- Work to do
Omit all images. Write out the rest of the material exactly.
-- begin Source excerpt --
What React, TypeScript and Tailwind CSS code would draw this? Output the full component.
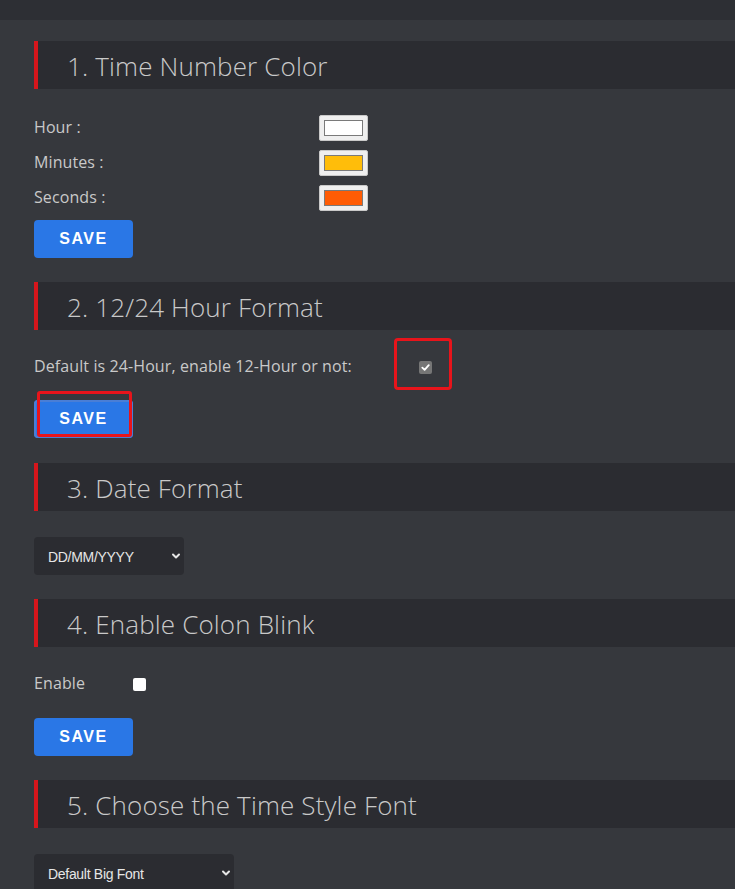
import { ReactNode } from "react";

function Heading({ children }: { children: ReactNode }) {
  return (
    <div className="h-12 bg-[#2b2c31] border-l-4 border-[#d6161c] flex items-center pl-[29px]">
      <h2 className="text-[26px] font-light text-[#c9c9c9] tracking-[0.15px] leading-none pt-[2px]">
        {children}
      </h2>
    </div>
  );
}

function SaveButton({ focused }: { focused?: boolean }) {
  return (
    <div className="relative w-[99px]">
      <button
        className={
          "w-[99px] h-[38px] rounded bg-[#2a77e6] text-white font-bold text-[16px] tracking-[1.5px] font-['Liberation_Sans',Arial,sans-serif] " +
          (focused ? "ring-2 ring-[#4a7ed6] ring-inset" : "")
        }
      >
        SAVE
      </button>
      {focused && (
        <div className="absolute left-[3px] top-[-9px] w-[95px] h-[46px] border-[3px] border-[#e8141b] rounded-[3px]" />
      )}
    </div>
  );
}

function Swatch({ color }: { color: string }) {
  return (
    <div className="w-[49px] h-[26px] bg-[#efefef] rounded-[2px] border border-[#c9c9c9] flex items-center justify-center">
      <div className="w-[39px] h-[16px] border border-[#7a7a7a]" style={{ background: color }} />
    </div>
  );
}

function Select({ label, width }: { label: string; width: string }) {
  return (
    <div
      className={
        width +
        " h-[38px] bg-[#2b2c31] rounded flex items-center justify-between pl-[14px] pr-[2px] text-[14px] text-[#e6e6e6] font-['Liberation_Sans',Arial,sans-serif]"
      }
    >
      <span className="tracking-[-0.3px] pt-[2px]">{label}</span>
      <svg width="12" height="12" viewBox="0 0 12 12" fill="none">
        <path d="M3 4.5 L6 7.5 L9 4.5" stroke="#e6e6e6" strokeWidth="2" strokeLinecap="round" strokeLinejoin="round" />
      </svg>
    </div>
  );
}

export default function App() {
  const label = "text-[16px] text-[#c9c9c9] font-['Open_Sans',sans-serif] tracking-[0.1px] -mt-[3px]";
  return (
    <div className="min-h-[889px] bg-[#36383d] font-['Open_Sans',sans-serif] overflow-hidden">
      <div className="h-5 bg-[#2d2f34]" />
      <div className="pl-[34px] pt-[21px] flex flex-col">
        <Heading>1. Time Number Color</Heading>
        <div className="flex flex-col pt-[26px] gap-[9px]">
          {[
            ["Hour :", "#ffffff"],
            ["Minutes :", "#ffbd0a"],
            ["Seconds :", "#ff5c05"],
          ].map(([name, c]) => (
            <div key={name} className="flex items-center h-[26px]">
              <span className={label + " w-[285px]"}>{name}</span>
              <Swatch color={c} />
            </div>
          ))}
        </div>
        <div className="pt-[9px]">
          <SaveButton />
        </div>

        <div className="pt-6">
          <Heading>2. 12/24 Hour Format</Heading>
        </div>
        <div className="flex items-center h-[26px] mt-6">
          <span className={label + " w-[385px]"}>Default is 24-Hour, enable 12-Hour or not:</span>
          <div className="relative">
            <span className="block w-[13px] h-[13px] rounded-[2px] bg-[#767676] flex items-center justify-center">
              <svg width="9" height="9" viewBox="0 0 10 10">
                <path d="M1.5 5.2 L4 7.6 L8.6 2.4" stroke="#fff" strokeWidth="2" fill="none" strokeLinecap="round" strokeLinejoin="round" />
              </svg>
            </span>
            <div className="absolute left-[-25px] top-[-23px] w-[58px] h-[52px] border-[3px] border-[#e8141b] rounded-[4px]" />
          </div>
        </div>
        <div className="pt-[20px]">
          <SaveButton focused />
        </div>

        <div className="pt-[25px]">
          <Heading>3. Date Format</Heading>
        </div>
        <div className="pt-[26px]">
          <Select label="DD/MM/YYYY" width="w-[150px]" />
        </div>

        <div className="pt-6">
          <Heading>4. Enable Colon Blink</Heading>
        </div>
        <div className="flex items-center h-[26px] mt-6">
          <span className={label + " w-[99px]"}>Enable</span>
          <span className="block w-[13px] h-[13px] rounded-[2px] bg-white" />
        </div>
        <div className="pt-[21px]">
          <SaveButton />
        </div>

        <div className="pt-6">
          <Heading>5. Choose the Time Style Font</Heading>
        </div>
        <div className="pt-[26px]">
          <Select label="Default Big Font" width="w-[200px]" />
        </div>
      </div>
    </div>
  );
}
-- end Source excerpt --
- Exercise answer
What React, TypeScript and Tailwind CSS code would draw this? Output the full component.
import { ReactNode } from "react";

function Heading({ children }: { children: ReactNode }) {
  return (
    <div className="h-12 bg-[#2b2c31] border-l-4 border-[#d6161c] flex items-center pl-[29px]">
      <h2 className="text-[26px] font-light text-[#c9c9c9] tracking-[0.15px] leading-none pt-[2px]">
        {children}
      </h2>
    </div>
  );
}

function SaveButton({ focused }: { focused?: boolean }) {
  return (
    <div className="relative w-[99px]">
      <button
        className={
          "w-[99px] h-[38px] rounded bg-[#2a77e6] text-white font-bold text-[16px] tracking-[1.5px] font-['Liberation_Sans',Arial,sans-serif] " +
          (focused ? "ring-2 ring-[#4a7ed6] ring-inset" : "")
        }
      >
        SAVE
      </button>
      {focused && (
        <div className="absolute left-[3px] top-[-9px] w-[95px] h-[46px] border-[3px] border-[#e8141b] rounded-[3px]" />
      )}
    </div>
  );
}

function Swatch({ color }: { color: string }) {
  return (
    <div className="w-[49px] h-[26px] bg-[#efefef] rounded-[2px] border border-[#c9c9c9] flex items-center justify-center">
      <div className="w-[39px] h-[16px] border border-[#7a7a7a]" style={{ background: color }} />
    </div>
  );
}

function Select({ label, width }: { label: string; width: string }) {
  return (
    <div
      className={
        width +
        " h-[38px] bg-[#2b2c31] rounded flex items-center justify-between pl-[14px] pr-[2px] text-[14px] text-[#e6e6e6] font-['Liberation_Sans',Arial,sans-serif]"
      }
    >
      <span className="tracking-[-0.3px] pt-[2px]">{label}</span>
      <svg width="12" height="12" viewBox="0 0 12 12" fill="none">
        <path d="M3 4.5 L6 7.5 L9 4.5" stroke="#e6e6e6" strokeWidth="2" strokeLinecap="round" strokeLinejoin="round" />
      </svg>
    </div>
  );
}

export default function App() {
  const label = "text-[16px] text-[#c9c9c9] font-['Open_Sans',sans-serif] tracking-[0.1px] -mt-[3px]";
  return (
    <div className="min-h-[889px] bg-[#36383d] font-['Open_Sans',sans-serif] overflow-hidden">
      <div className="h-5 bg-[#2d2f34]" />
      <div className="pl-[34px] pt-[21px] flex flex-col">
        <Heading>1. Time Number Color</Heading>
        <div className="flex flex-col pt-[26px] gap-[9px]">
          {[
            ["Hour :", "#ffffff"],
            ["Minutes :", "#ffbd0a"],
            ["Seconds :", "#ff5c05"],
          ].map(([name, c]) => (
            <div key={name} className="flex items-center h-[26px]">
              <span className={label + " w-[285px]"}>{name}</span>
              <Swatch color={c} />
            </div>
          ))}
        </div>
        <div className="pt-[9px]">
          <SaveButton />
        </div>

        <div className="pt-6">
          <Heading>2. 12/24 Hour Format</Heading>
        </div>
        <div className="flex items-center h-[26px] mt-6">
          <span className={label + " w-[385px]"}>Default is 24-Hour, enable 12-Hour or not:</span>
          <div className="relative">
            <span className="block w-[13px] h-[13px] rounded-[2px] bg-[#767676] flex items-center justify-center">
              <svg width="9" height="9" viewBox="0 0 10 10">
                <path d="M1.5 5.2 L4 7.6 L8.6 2.4" stroke="#fff" strokeWidth="2" fill="none" strokeLinecap="round" strokeLinejoin="round" />
              </svg>
            </span>
            <div className="absolute left-[-25px] top-[-23px] w-[58px] h-[52px] border-[3px] border-[#e8141b] rounded-[4px]" />
          </div>
        </div>
        <div className="pt-[20px]">
          <SaveButton focused />
        </div>

        <div className="pt-[25px]">
          <Heading>3. Date Format</Heading>
        </div>
        <div className="pt-[26px]">
          <Select label="DD/MM/YYYY" width="w-[150px]" />
        </div>

        <div className="pt-6">
          <Heading>4. Enable Colon Blink</Heading>
        </div>
        <div className="flex items-center h-[26px] mt-6">
          <span className={label + " w-[99px]"}>Enable</span>
          <span className="block w-[13px] h-[13px] rounded-[2px] bg-white" />
        </div>
        <div className="pt-[21px]">
          <SaveButton />
        </div>

        <div className="pt-6">
          <Heading>5. Choose the Time Style Font</Heading>
        </div>
        <div className="pt-[26px]">
          <Select label="Default Big Font" width="w-[200px]" />
        </div>
      </div>
    </div>
  );
}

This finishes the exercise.